* **AIM**
Copy out the listing that follows, exactly, without its pictures.

* **MATERIAL**
*-*-*

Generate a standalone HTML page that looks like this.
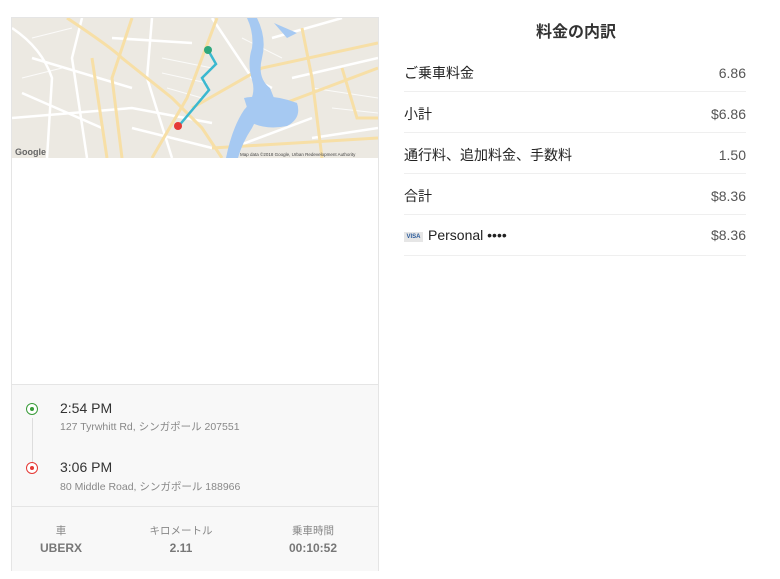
<!DOCTYPE html>
<html><head><meta charset="utf-8"><style>
body{margin:0;width:780px;height:579px;background:#fff;font-family:"Liberation Sans","Noto Sans CJK JP",sans-serif;position:relative;overflow:hidden}
.card{position:absolute;left:11px;top:17px;width:366px;height:552px;border:1px solid #e5e5e5;background:#fff}
.map{position:absolute;left:0;top:0;width:366px;height:140px}
.bottom{position:absolute;left:0;top:366px;width:366px;height:186px;background:#f8f8f8;border-top:1px solid #e5e5e5}
.t{position:absolute;left:48px;font-size:14px;color:#333}
.a{position:absolute;left:48px;font-size:10.5px;color:#888}
.dot{position:absolute;left:14px;width:12px;height:12px;border-radius:50%;background:#fff;box-sizing:border-box;border:1.5px solid}
.dot i{position:absolute;left:2.5px;top:2.5px;width:4px;height:4px;border-radius:50%}
.vl{position:absolute;left:20px;top:33px;width:1px;height:50px;background:#ddd}
.sep{position:absolute;left:0;top:121px;width:366px;height:1px;background:#e5e5e5}
.st{position:absolute;top:138px;width:120px;text-align:center}
.st .l{font-size:10.5px;color:#888}
.st .v{font-size:12px;font-weight:bold;color:#777;margin-top:3px}
.title{position:absolute;left:396px;width:360px;top:18px;text-align:center;font-size:16px;font-weight:bold;color:#333}
.row{position:absolute;left:404px;width:342px;height:40px;border-bottom:1px solid #efefef;font-size:14px;color:#222;display:flex;justify-content:space-between;align-items:baseline;padding-top:11px;box-sizing:border-box}
.row .r{color:#555}
</style></head><body>
<div class="card">
<svg class="map" viewBox="0 0 366 140" width="366" height="140">
<rect width="366" height="140" fill="#ece9e2"/>
<g fill="none" stroke="#fff" stroke-width="2.5">
<path d="M0 10 Q30 30 40 60 L35 140"/><path d="M0 100 L120 90 L200 105"/><path d="M20 40 L120 70"/>
<path d="M70 0 L60 40 L75 140"/><path d="M140 0 L135 60 L160 140"/><path d="M200 0 L240 60 L260 70"/>
<path d="M260 20 L330 0"/><path d="M280 60 L366 40"/><path d="M300 120 L366 110"/><path d="M10 75 L90 110"/>
<path d="M220 130 L300 100"/><path d="M100 20 L180 25"/><path d="M120 110 L200 130"/>
</g>
<g fill="none" stroke="#fff" stroke-width="1" opacity=".8">
<path d="M150 40 L200 50 M150 55 L195 65 M155 70 L190 80 M20 20 L60 10 M10 60 L50 50 M300 70 L366 80 M320 90 L366 95 M230 20 L270 40"/>
</g>
<g fill="none" stroke="#f7dfa6" stroke-width="3">
<path d="M55 0 Q100 30 110 40 L160 80 L190 110 L210 140"/>
<path d="M120 0 L100 60 L110 140"/>
<path d="M205 0 L175 80 L140 140"/>
<path d="M180 90 L250 50 L366 25"/>
<path d="M200 130 L366 120"/>
<path d="M260 90 L366 50"/>
<path d="M80 40 L95 140"/>
<path d="M330 50 L345 100 L366 100"/>
<path d="M290 10 L300 60 L310 140"/>
</g>
<path d="M245 0 Q255 20 250 40 Q245 60 258 70 L262 80 Q250 90 240 110 Q230 125 226 140 L214 140 Q220 110 232 92 Q245 78 240 62 Q235 45 240 30 Q242 15 235 0Z" fill="#a6c9f2"/>
<path d="M232 80 Q260 75 285 85 Q290 100 275 108 Q255 112 240 105Z" fill="#a6c9f2"/>
<path d="M262 5 L285 15 L275 20Z" fill="#a6c9f2"/>
<polyline points="196,32 204,46 190,60 197,72 165,110" fill="none" stroke="#3bb8d0" stroke-width="2.5"/>
<circle cx="196" cy="32" r="4" fill="#2fa77c"/>
<circle cx="166" cy="108" r="4" fill="#e53935"/>
<text x="3" y="137" font-size="9" font-weight="bold" fill="#666" font-family="Liberation Sans">Google</text>
<text x="228" y="138" font-size="4.5" fill="#444" font-family="Liberation Sans">Map data ©2018 Google, Urban Redevelopment Authority</text>
</svg>
<div class="bottom">
<div class="vl"></div>
<div class="dot" style="top:18px;border-color:#3a9c3a"><i style="background:#3a9c3a"></i></div>
<div class="t" style="top:15px">2:54 PM</div>
<div class="a" style="top:34px">127 Tyrwhitt Rd, シンガポール 207551</div>
<div class="dot" style="top:77px;border-color:#e53935"><i style="background:#e53935"></i></div>
<div class="t" style="top:74px">3:06 PM</div>
<div class="a" style="top:94px">80 Middle Road, シンガポール 188966</div>
<div class="sep"></div>
<div class="st" style="left:-11px"><div class="l">車</div><div class="v">UBERX</div></div>
<div class="st" style="left:109px"><div class="l">キロメートル</div><div class="v">2.11</div></div>
<div class="st" style="left:241px"><div class="l">乗車時間</div><div class="v">00:10:52</div></div>
</div>
</div>
<div class="title">料金の内訳</div>
<div class="row" style="top:52px"><span>ご乗車料金</span><span class="r">6.86</span></div>
<div class="row" style="top:93px"><span>小計</span><span class="r">$6.86</span></div>
<div class="row" style="top:134px"><span>通行料、追加料金、手数料</span><span class="r">1.50</span></div>
<div class="row" style="top:175px"><span>合計</span><span class="r">$8.36</span></div>
<div class="row" style="top:216px"><span><b style="display:inline-block;width:19px;height:10px;background:#e6e6e6;color:#2a5a9a;font-size:6px;line-height:10px;text-align:center;vertical-align:2px;margin-right:5px">VISA</b>Personal ••••</span><span class="r">$8.36</span></div>
</body></html>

*-*-*

* **ANSWER FOR THIS EXERCISE**
Generate a standalone HTML page that looks like this.
<!DOCTYPE html>
<html><head><meta charset="utf-8"><style>
body{margin:0;width:780px;height:579px;background:#fff;font-family:"Liberation Sans","Noto Sans CJK JP",sans-serif;position:relative;overflow:hidden}
.card{position:absolute;left:11px;top:17px;width:366px;height:552px;border:1px solid #e5e5e5;background:#fff}
.map{position:absolute;left:0;top:0;width:366px;height:140px}
.bottom{position:absolute;left:0;top:366px;width:366px;height:186px;background:#f8f8f8;border-top:1px solid #e5e5e5}
.t{position:absolute;left:48px;font-size:14px;color:#333}
.a{position:absolute;left:48px;font-size:10.5px;color:#888}
.dot{position:absolute;left:14px;width:12px;height:12px;border-radius:50%;background:#fff;box-sizing:border-box;border:1.5px solid}
.dot i{position:absolute;left:2.5px;top:2.5px;width:4px;height:4px;border-radius:50%}
.vl{position:absolute;left:20px;top:33px;width:1px;height:50px;background:#ddd}
.sep{position:absolute;left:0;top:121px;width:366px;height:1px;background:#e5e5e5}
.st{position:absolute;top:138px;width:120px;text-align:center}
.st .l{font-size:10.5px;color:#888}
.st .v{font-size:12px;font-weight:bold;color:#777;margin-top:3px}
.title{position:absolute;left:396px;width:360px;top:18px;text-align:center;font-size:16px;font-weight:bold;color:#333}
.row{position:absolute;left:404px;width:342px;height:40px;border-bottom:1px solid #efefef;font-size:14px;color:#222;display:flex;justify-content:space-between;align-items:baseline;padding-top:11px;box-sizing:border-box}
.row .r{color:#555}
</style></head><body>
<div class="card">
<svg class="map" viewBox="0 0 366 140" width="366" height="140">
<rect width="366" height="140" fill="#ece9e2"/>
<g fill="none" stroke="#fff" stroke-width="2.5">
<path d="M0 10 Q30 30 40 60 L35 140"/><path d="M0 100 L120 90 L200 105"/><path d="M20 40 L120 70"/>
<path d="M70 0 L60 40 L75 140"/><path d="M140 0 L135 60 L160 140"/><path d="M200 0 L240 60 L260 70"/>
<path d="M260 20 L330 0"/><path d="M280 60 L366 40"/><path d="M300 120 L366 110"/><path d="M10 75 L90 110"/>
<path d="M220 130 L300 100"/><path d="M100 20 L180 25"/><path d="M120 110 L200 130"/>
</g>
<g fill="none" stroke="#fff" stroke-width="1" opacity=".8">
<path d="M150 40 L200 50 M150 55 L195 65 M155 70 L190 80 M20 20 L60 10 M10 60 L50 50 M300 70 L366 80 M320 90 L366 95 M230 20 L270 40"/>
</g>
<g fill="none" stroke="#f7dfa6" stroke-width="3">
<path d="M55 0 Q100 30 110 40 L160 80 L190 110 L210 140"/>
<path d="M120 0 L100 60 L110 140"/>
<path d="M205 0 L175 80 L140 140"/>
<path d="M180 90 L250 50 L366 25"/>
<path d="M200 130 L366 120"/>
<path d="M260 90 L366 50"/>
<path d="M80 40 L95 140"/>
<path d="M330 50 L345 100 L366 100"/>
<path d="M290 10 L300 60 L310 140"/>
</g>
<path d="M245 0 Q255 20 250 40 Q245 60 258 70 L262 80 Q250 90 240 110 Q230 125 226 140 L214 140 Q220 110 232 92 Q245 78 240 62 Q235 45 240 30 Q242 15 235 0Z" fill="#a6c9f2"/>
<path d="M232 80 Q260 75 285 85 Q290 100 275 108 Q255 112 240 105Z" fill="#a6c9f2"/>
<path d="M262 5 L285 15 L275 20Z" fill="#a6c9f2"/>
<polyline points="196,32 204,46 190,60 197,72 165,110" fill="none" stroke="#3bb8d0" stroke-width="2.5"/>
<circle cx="196" cy="32" r="4" fill="#2fa77c"/>
<circle cx="166" cy="108" r="4" fill="#e53935"/>
<text x="3" y="137" font-size="9" font-weight="bold" fill="#666" font-family="Liberation Sans">Google</text>
<text x="228" y="138" font-size="4.5" fill="#444" font-family="Liberation Sans">Map data ©2018 Google, Urban Redevelopment Authority</text>
</svg>
<div class="bottom">
<div class="vl"></div>
<div class="dot" style="top:18px;border-color:#3a9c3a"><i style="background:#3a9c3a"></i></div>
<div class="t" style="top:15px">2:54 PM</div>
<div class="a" style="top:34px">127 Tyrwhitt Rd, シンガポール 207551</div>
<div class="dot" style="top:77px;border-color:#e53935"><i style="background:#e53935"></i></div>
<div class="t" style="top:74px">3:06 PM</div>
<div class="a" style="top:94px">80 Middle Road, シンガポール 188966</div>
<div class="sep"></div>
<div class="st" style="left:-11px"><div class="l">車</div><div class="v">UBERX</div></div>
<div class="st" style="left:109px"><div class="l">キロメートル</div><div class="v">2.11</div></div>
<div class="st" style="left:241px"><div class="l">乗車時間</div><div class="v">00:10:52</div></div>
</div>
</div>
<div class="title">料金の内訳</div>
<div class="row" style="top:52px"><span>ご乗車料金</span><span class="r">6.86</span></div>
<div class="row" style="top:93px"><span>小計</span><span class="r">$6.86</span></div>
<div class="row" style="top:134px"><span>通行料、追加料金、手数料</span><span class="r">1.50</span></div>
<div class="row" style="top:175px"><span>合計</span><span class="r">$8.36</span></div>
<div class="row" style="top:216px"><span><b style="display:inline-block;width:19px;height:10px;background:#e6e6e6;color:#2a5a9a;font-size:6px;line-height:10px;text-align:center;vertical-align:2px;margin-right:5px">VISA</b>Personal ••••</span><span class="r">$8.36</span></div>
</body></html>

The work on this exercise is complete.